An introduction: Montessori in Clyde River, Nunavut (way, way up North)

Montessori pedagogy
By Emilija

I’d like to offer a glimpse into one of the most moving and meaningful experiences I’ve had as an educator.

I landed in Clyde River, Nunavut with four suitcases and a carry-on, four days later than originally planned. Three and a half suitcases were filled with Montessori classroom materials generously donated by Montessori schools in Toronto, and the Greater Toronto Area. The plane landed on a runway covered in snow and ice, in a perfect location allowing landing no matter the wind direction, as long as visibility is adequate. The weather controls life up here - everyone will tell you that without hesitation. I got off the 8-seat plane - the remaining seating area was converted into cargo space - and walked into the airport terminal, no bigger than many of our living rooms. 

Greeted by their Montessori and Community Education staff, Aileen, Janet and Christine, we drove from the airport to the hotel. We packed the bags into the back of the pickup truck, and took the single road out of town, into town 4 minutes away. Clyde River has 1200 inhabitants, a few dozen kilometres of road, two hotels, and a single store, church, grade school, community center, gas stop, and cultural college.

Picture Clyde River as a blank canvas. Paint the upper three quarters of that canvas bright blue - almost cartoonish. At the horizon, add some rolling mountains, and at the base of those mountains, bottom right half, speckle some houses in a neat formation. To the left of those houses, paint an outline for a bay, frozen with three feet of sea ice floating on top, speckled with seals’ breathing holes, covered in skidoo tracks, snow drifts of varying sizes, and an RCMP truck stuck in one of the deeper ones. There are no trees, no tall buildings, nothing for you to gauge the height of the mountains in the background, or the distance to the mouth of the bay. I was quick to discover that what appeared to be a walkable distance for an afternoon stroll, was a deceiving 21km away. 

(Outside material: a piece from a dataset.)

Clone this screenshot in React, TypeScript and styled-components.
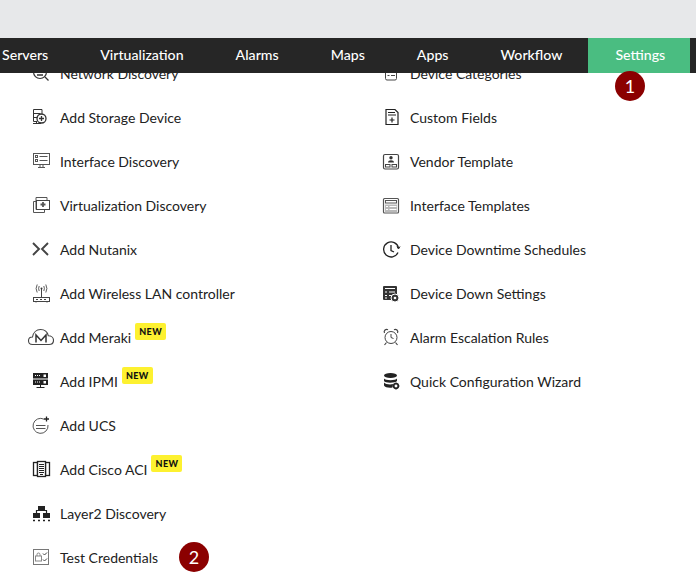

Their Montessori school is located in their community centre, Ilisaqsivik. It is a large, one room class with beautiful Montessori materials in both English and Inuktitut. Their three teachers embrace Montessori wholeheartedly, and have a beautiful rapport with the entire community. Parents and children alike receive the Primary lessons in hopes of inspiring learning to transfer into their homes with practical, and meaningful activities. Working with them to complete their classroom, and practice lessons was an honour, and I am incredibly humbled by the experience to work with such dedicated teachers doing their best to bring Montessori to the North.  

Montessori continually teaches, and reminds us of the intersectional and reciprocal relationships we are blessed with in our lives - between our peers, coworkers, families, and greater communities. Though the purpose of my trip was to support the knowledge and practice of Montessori, refreshing lessons, creating materials, guiding teaching and practice, and discussing theory, I left with an unexpected breadth of new knowledge. 

I am sure some readers are asking themselves why it would make sense to bring Montessori to such a remote place. Like many other Indigenous communities, the Inuit have their own traditional knowledge system known as IQ: Inuit Qaujimajatuqangit. IQ embraces traditional Inuit culture and an understanding that we learn through observation and experience, through our ability to listen intently, and absorb the environment we’re surrounded with, by experiencing nature and its consequences, and respecting those who are wealthy in knowledge and skill. 

If you were to ask me why Montessori? I would simply tell you because our goal isn’t just to create a good test-taker. Our goal is to help your child be a strong, contributing member of society - to become the best good person they can be. 

Often as Montessori educators, we use building a house as a metaphor for the three-year cycle in Primary. IQ uses the metaphor of building an igloo. At the end of its construction if properly executed, an igloo is strong enough to withstand the weight of a person standing on top. It is a symbol of adaptation in an ever-changing world, and gaining the skills necessary to succeed in today’s society. We believe that everything a child experiences in school should have a direct purpose, a practical application to their lived world, and that is exactly the fundamental similarity between Montessori’s vision, and IQ. 

In Nunavut, Montessori is supplemental to IQ, yet they seem to go together like raw narwhal and soy sauce, or peanut-butter and jelly. Inuit tradition is an extension of their Montessori Culture curriculum in the classroom. It is the addition of beading and preparing a seal skin to Practical Life; it is the addition of igloo patterns and structures in Sensorial; the importance of cultural tongues and non-verbal communication in Language, and the distribution of harvested animals after a hunt as a part of Math. And just as Montessori is beautifully malleable to complement its geographical location, Montessori is an addition to their bigger picture of IQ. 

Now, I sit here looking back, and reflecting again, why Montessori? Because Montessori is to IQ, as soy sauce is to narwal. From what I’ve learned, these processes together have the ability to guide “a child to become an inummarik, an able person who can act with wisdom” and become the best good person they can be (IQ Education Framework).